- Associated British Foods PLC’s closure of stores in autumn might result in lost sales worth £430 million
- Primark’s revenue and profit for the full year are expected to beat the financial results of 2020
Associated British Foods PLC (LON: ABF) announced on 4 December that the closure of its stores in autumn might result in lost sales worth £430 million ($578.4 million). However, there have been around 25 per cent reduction in the operating costs of the stores during closure, and it anticipates that Primark’s revenue and profit for the full year will beat the financial results of 2020, covering the shortfall in the pre-Christmas trading.
Addressing the Annual General Meeting of the company that was held 4 December, Michael McLintock, the Chairman said that major stores of ABF such as that in Belgium, England, France and the Republic of Ireland have reopened in the last week and since then, the sales have been growing very strong, especially that of Primark stores which have been giving appealing and exciting offers.
Associated British Foods owned Primark, the fashion chain, which does not offer online services, had generated a profit of £362 million in the fiscal year ending on 12 September 2020.
The opening hours of stores in England and the Republic of Ireland have also been extended due to the nearing festive season, catering to the anticipated higher customer demand. The spreading of shopping hours would help in ensuring a safer environment for the staffs as well as the customers.
John Bason, ABF's finance chief said the stores were performing phenomenally after reopening, which can clearly be seen from the trading before the lockdown and after the first few days of it getting lifted. In fact, Ireland’s stores are breaking their daily sales record after operating for two days. He expects a strong run-up to Christmas.
Thirty-four of ABF’s stores across its markets remain temporarily closed, which are spread in areas such as Northern Ireland and Austria, representing 7 per cent of the Group’s total retail selling space. In the month of November, 62 per cent of the stores remained closed, which is the highest.

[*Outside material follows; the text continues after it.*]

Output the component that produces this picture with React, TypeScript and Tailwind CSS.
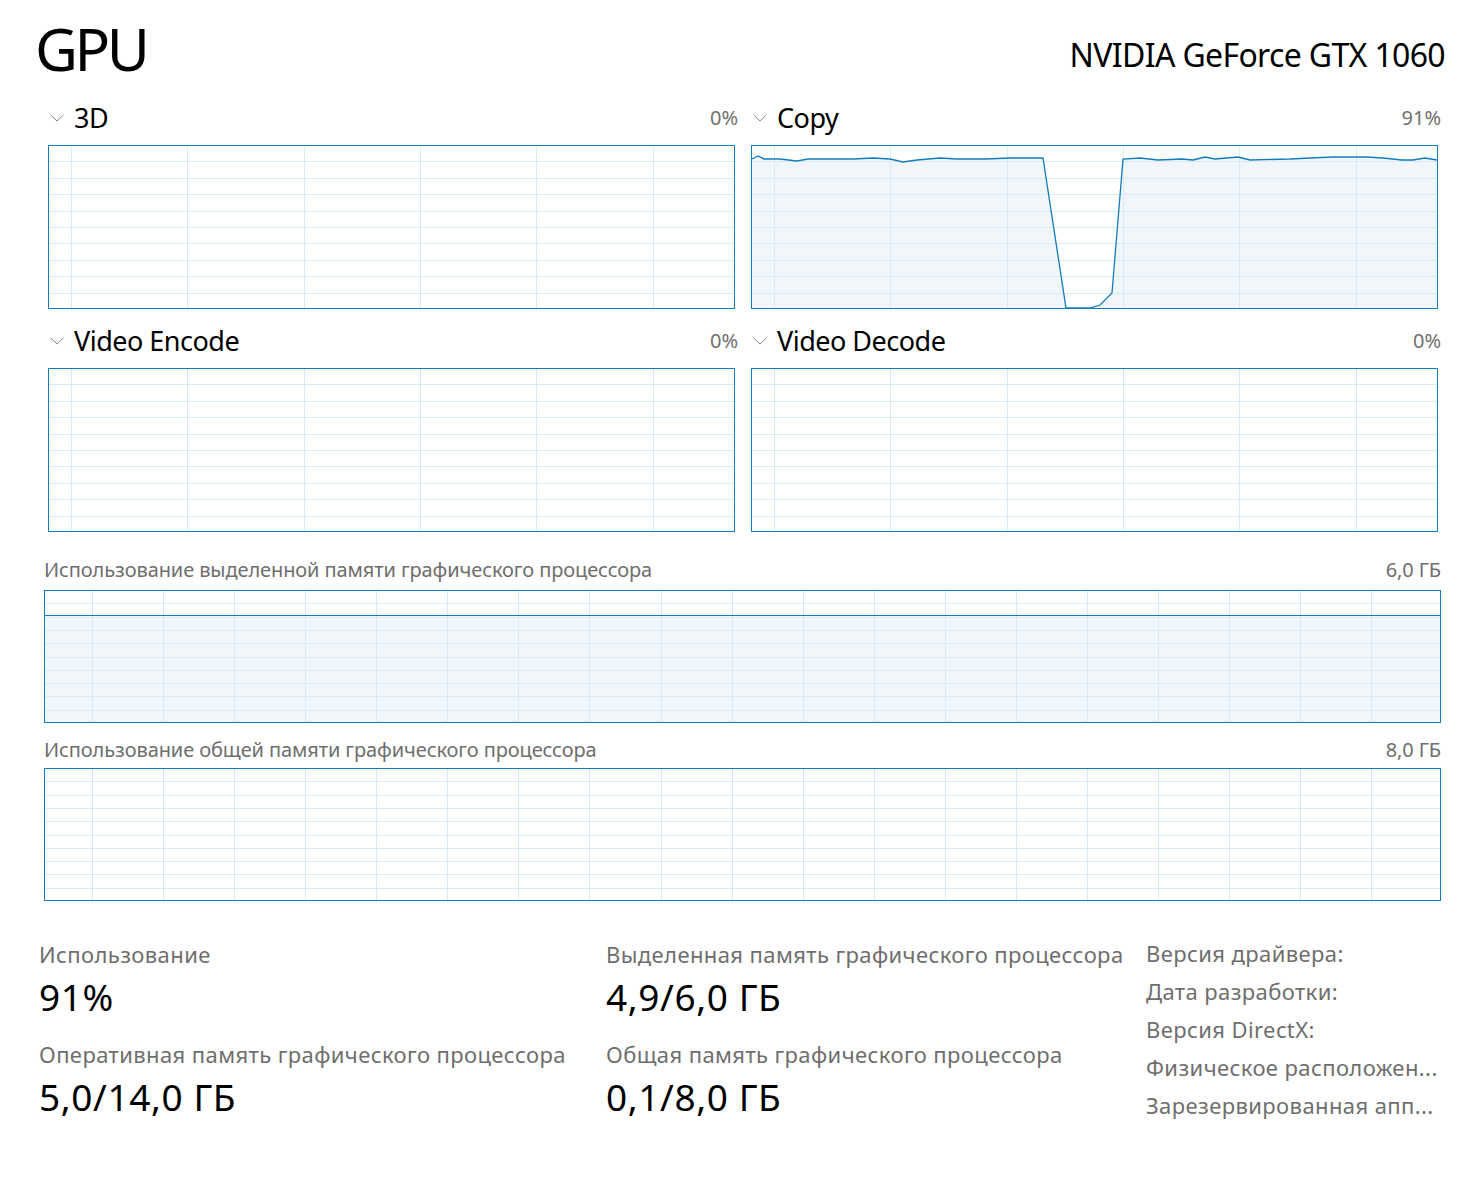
import React from 'react'

const BLUE = '#117dbb'
const GRID = '#d9eaf4'
const FILL = '#f1f6fa'

type Pt = [number, number]

const copyPoints: Pt[] = [
  [1, 14], [7, 11], [13, 14], [29, 14], [46, 16], [57, 14], [79, 14], [102, 14], [122, 13], [139, 14],
  [152, 17], [166, 15], [189, 13], [206, 14], [234, 14], [259, 13], [279, 13], [292, 13], [315, 163],
  [339, 163], [349, 160], [361, 148], [372, 14], [389, 13], [407, 15], [431, 14], [442, 15], [454, 12],
  [464, 14], [487, 12], [499, 15], [539, 14], [559, 13], [582, 12], [616, 12], [632, 13], [651, 15],
  [662, 15], [674, 13], [686, 15],
]

type ChartProps = {
  w: number
  h: number
  rows: number
  colStart: number
  colStep: number
  points?: Pt[]
  level?: number
}

const Chart = ({ w, h, rows, colStart, colStep, points, level }: ChartProps) => {
  const hLines = Array.from({ length: rows - 1 }, (_, i) => Math.round((h * (i + 1)) / rows) + 0.5)
  const vLines: number[] = []
  for (let x = colStart; x < w - 2; x += colStep) vLines.push(Math.round(x) + 0.5)
  const line = points ? points.map(([x, y]) => `${x},${y}`).join(' ') : ''

  return (
    <svg width={w} height={h} className="block">
      {points && <polygon points={`${line} ${w - 1},${h - 1} 1,${h - 1}`} fill={FILL} />}
      {level !== undefined && <rect x={1} y={level} width={w - 2} height={h - 1 - level} fill={FILL} />}
      {hLines.map((y) => (
        <line key={'h' + y} x1={1} x2={w - 1} y1={y} y2={y} stroke={GRID} shapeRendering="crispEdges" />
      ))}
      {vLines.map((x) => (
        <line key={'v' + x} x1={x} x2={x} y1={1} y2={h - 1} stroke={GRID} shapeRendering="crispEdges" />
      ))}
      {points && <polyline points={line} fill="none" stroke={BLUE} strokeWidth={1.3} />}
      {level !== undefined && (
        <line x1={1} x2={w - 1} y1={level + 0.5} y2={level + 0.5} stroke={BLUE} shapeRendering="crispEdges" />
      )}
      <rect x={0.5} y={0.5} width={w - 1} height={h - 1} fill="none" stroke={BLUE} shapeRendering="crispEdges" />
    </svg>
  )
}

const Chevron = () => (
  <svg width="14" height="8" viewBox="0 0 14 8" className="block">
    <polyline points="0.5,0.8 7,7 13.5,0.8" fill="none" stroke="#7a7a7a" strokeWidth="0.9" />
  </svg>
)

const Engine = ({ name, value, points }: { name: string; value: string; points?: Pt[] }) => (
  <div className="w-[690px]">
    <div className="flex items-center justify-between h-[27px] mb-[14px]">
      <div className="flex items-center">
        <div className="ml-[2px] mr-[10px]">
          <Chevron />
        </div>
        <span className="text-[27px] leading-[27px] tracking-[-0.5px]">{name}</span>
      </div>
      <span className="text-[20px] leading-[20px] text-[#707070]">{value}</span>
    </div>
    <Chart w={687} h={164} rows={10} colStart={23} colStep={116.3} points={points} />
  </div>
)

const Stat = ({ label, value, className }: { label: string; value: string; className?: string }) => (
  <div className={className}>
    <div className="text-[22px] leading-[22px] tracking-[0.4px] text-[#6e6e6e] whitespace-nowrap">{label}</div>
    <div className="text-[37px] leading-[37px] tracking-[0.6px] mt-[13px]">{value}</div>
  </div>
)

const details = [
  'Версия драйвера:',
  'Дата разработки:',
  'Версия DirectX:',
  'Физическое расположен...',
  'Зарезервированная апп...',
]

export default function App() {
  return (
    <div className="w-[1457px] h-[1184px] bg-white text-black font-['Segoe_UI','Noto_Sans',sans-serif] overflow-hidden">
      <header className="flex items-start justify-between pl-[35px] pr-[12px] pt-[19px]">
        <div className="text-[59px] leading-[59px] tracking-[-3.5px]">GPU</div>
        <div className="text-[32px] leading-[32px] tracking-[-0.65px] mt-[20px]">NVIDIA GeForce GTX 1060</div>
      </header>

      <div className="grid grid-cols-[690px_690px] gap-x-[13px] gap-y-[18px] pl-[48px] mt-[26px]">
        <Engine name="3D" value="0%" />
        <Engine name="Copy" value="91%" points={copyPoints} />
        <Engine name="Video Encode" value="0%" />
        <Engine name="Video Decode" value="0%" />
      </div>

      <section className="pl-[44px] w-[1441px] mt-[28px]">
        <div className="flex justify-between text-[20px] leading-[20px] tracking-[-0.1px] text-[#6e6e6e] mb-[10px]">
          <span>Использование выделенной памяти графического процессора</span>
          <span>6,0 ГБ</span>
        </div>
        <Chart w={1397} h={133} rows={10} colStart={47.7} colStep={71.1} level={25} />

        <div className="flex justify-between text-[20px] leading-[20px] tracking-[-0.1px] text-[#6e6e6e] mt-[17px] mb-[8px]">
          <span>Использование общей памяти графического процессора</span>
          <span>8,0 ГБ</span>
        </div>
        <Chart w={1397} h={133} rows={10} colStart={47.7} colStep={71.1} />
      </section>

      <section className="flex mt-[33px] pl-[39px]">
        <div className="w-[567px] pt-[9px]">
          <Stat label="Использование" value="91%" />
          <Stat label="Оперативная память графического процессора" value="5,0/14,0 ГБ" className="mt-[28px]" />
        </div>
        <div className="w-[540px] pt-[9px]">
          <Stat label="Выделенная память графического процессора" value="4,9/6,0 ГБ" />
          <Stat label="Общая память графического процессора" value="0,1/8,0 ГБ" className="mt-[28px]" />
        </div>
        <div className="text-[22px] leading-[38px] tracking-[0.4px] text-[#6e6e6e] whitespace-nowrap">
          {details.map((d) => (
            <div key={d}>{d}</div>
          ))}
        </div>
      </section>
    </div>
  )
}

New stores in the US, namely Sawgrass Mills in Florida and American Dream in New Jersey had been opened since the financial year 2020-21 began. These stores have been successfully running, and the like-for-like performance in the reopened stores is very encouraging, contributing towards the spurt in the opening programme of the US store.
The opening of the Group’s first store in Rome, Italy in the previous week, witnessed a very strong response from the customers. ABF also inaugurated its 5th store in Barcelona, Spain and 50th store in León, Spain. The Group now has a total estate of 389 stores and retail selling space of 16.5 metre square feet.
The trading across Grocery, Sugar, Ingredients and Agriculture, during the early stage of the financial year, surpassed the expectations as well as previous year’s figures. The Group forecasts 0.9m tonnes of UK sugar production for FY 2020-21, which is below last year’s production, also lower than previously expected and well below last year's 1.19m tonnes.
The Group also notified that keeping in mind the transition period UK-EU coming to an end on 31 December, the contingency plans have been put in place and all practical preparations have been completed.
On Friday, 4 December 200 the shares of Associated British Foods ended at GBX 2,366.00, almost 3 per cent higher from of last day’s close of GBX 2,303.00 on LSE.